Publié le dimanche, 11 juin 2023 à 10h45
Pantelleria, roman de Giosué Calaciura
Quel est ce tourment nostalgique qui vous envahit à la lecture de ces pages et qui persiste une fois refermé le livre ? Pourtant, vous n'êtes jamais allé à Pantelleria, et vous n'en avez peut-être entendu parler que comme d'un lieu mythologique, presque de fantaisie.
Une terre reculée, extrême, surgie des flots marins à force d'éruptions, fille de forces telluriques et primordiales, morgane destinée peut-être à sombrer de nouveau, selon les caprices d'imprévisibles furies chthoniennes. Une île sans abordage facile ni plage, soumise à des vents usants et omniprésents. Terre frontière, avant-poste de l'Europe en Afrique, enclave marine d'où le regard intercepte les lumières des ports tunisiens.
Une île où la survie a toujours impliqué la soumission aux lois de la nature et à ses caprices. Une île "isolée", parfois pendant des semaines, lorsque la colère des éléments interdit tout débarquement et tout atterrissage.
Lieu où les maisons tournent le dos à la mer, se privant de la plus belle vue, à la recherche d'une intimité pourtant asservie à l'intrusion irrépressible du vent. Mais un territoire où, malgré l'absence d'eau, les fragiles agrumes s'épanouissent et fructifient, protégés et arrosés au compte-gouttes par de hauts murs ancestraux, captant l'humidité et la rosée. Une communauté isolée mais accueillante envers l'étranger, qu'il soit le riche notable en quête du "buen retiro", ou le migrant échoué sur ses rochers.
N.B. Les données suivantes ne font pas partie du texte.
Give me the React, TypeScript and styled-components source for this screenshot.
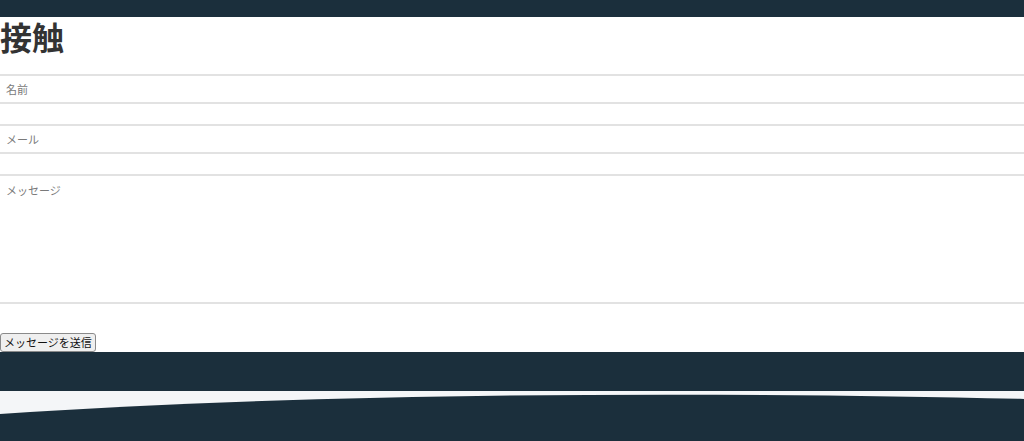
import React from "react";
import styled, { createGlobalStyle } from "styled-components";

const DARK = "#1b2f3c";
const LIGHT = "#f4f6f8";

const GlobalStyle = createGlobalStyle`
  html, body {
    margin: 0;
    padding: 0;
    background: #ffffff;
    font-family: "Noto Sans CJK JP", "Noto Sans", sans-serif;
    color: #333333;
  }
  * { box-sizing: border-box; }
`;

const Page = styled.div`
  display: flex;
  flex-direction: column;
  min-height: 441px;
`;

const TopBar = styled.header`
  height: 17px;
  background: ${DARK};
`;

const Main = styled.main`
  display: flex;
  flex-direction: column;
  align-items: flex-start;
`;

const Title = styled.h1`
  margin: 0 0 18px;
  font-size: 32px;
  line-height: 39px;
  font-weight: 700;
  color: #333333;
`;

const Form = styled.form`
  display: flex;
  flex-direction: column;
  align-items: flex-start;
  width: 100%;
`;

const fieldBase = `
  display: block;
  width: 100%;
  border: none;
  border-top: 2px solid #e2e2e2;
  border-bottom: 2px solid #e2e2e2;
  font-family: "Noto Sans CJK JP", "Noto Sans", sans-serif;
  font-size: 11px;
  color: #333;
  padding: 0 6px;
  background: #fff;
  outline: none;
  &::placeholder { color: #7a7a7a; }
`;

const TextField = styled.input`
  ${fieldBase}
  height: 30px;
  margin: 0 0 20px;
`;

const MessageField = styled.textarea`
  ${fieldBase}
  height: 130px;
  margin: 0;
  padding-top: 6px;
  resize: none;
`;

const SubmitButton = styled.button`
  margin-top: 29px;
  height: 19px;
  padding: 0 3px;
  font-family: "Noto Sans CJK JP", "Noto Sans", sans-serif;
  font-size: 11px;
  line-height: 15px;
  color: #111;
  background: #efefef;
  border: 1px solid #8a8a8a;
  border-radius: 3px;
`;

const Footer = styled.footer`
  display: flex;
  flex-direction: column;
`;

const FooterBand = styled.div`
  height: 39px;
  background: ${DARK};
`;

const Wave = styled.svg`
  display: block;
  width: 100%;
  height: 51px;
  background: ${LIGHT};
`;

export default function App() {
  return (
    <>
      <GlobalStyle />
      <Page>
        <TopBar />
        <Main>
          <Title>接触</Title>
          <Form onSubmit={(e) => e.preventDefault()}>
            <TextField type="text" placeholder="名前" />
            <TextField type="email" placeholder="メール" />
            <MessageField placeholder="メッセージ" />
            <SubmitButton type="submit">メッセージを送信</SubmitButton>
          </Form>
        </Main>
        <Footer>
          <FooterBand />
          <Wave viewBox="0 0 1024 51" preserveAspectRatio="none">
            <path d="M0,23 C300,2 700,0 1024,8 L1024,51 L0,51 Z" fill={DARK} />
          </Wave>
        </Footer>
      </Page>
    </>
  );
}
On est forcément nostalgique d'un lieu comme Pantelleria, comme nous le sommes du temps perdu de l'innocence. Encore plus si on est gouverné par le récit inspiré de Calaciura. Un récit composé d'histoires au goût de légende, et de légendes au goût de vraisemblance. Un récit où le regard ethnologique et sociologique se mêle à la poésie et où le vent implacable finit par se transformer en divinité malicieuse, rappelant en cela l'eau de la mer qui poursuit les gens dans les rues de "Borgovecchio".
Même dans les pages de ce court livret, peut-être un texte mineur mais non moins inspiré que les précédents, Calaciura se confirme comme l'un des écrivains italiens les plus importants, certainement celui à la poétique la plus vibrante, généreuse et dense d'humanité.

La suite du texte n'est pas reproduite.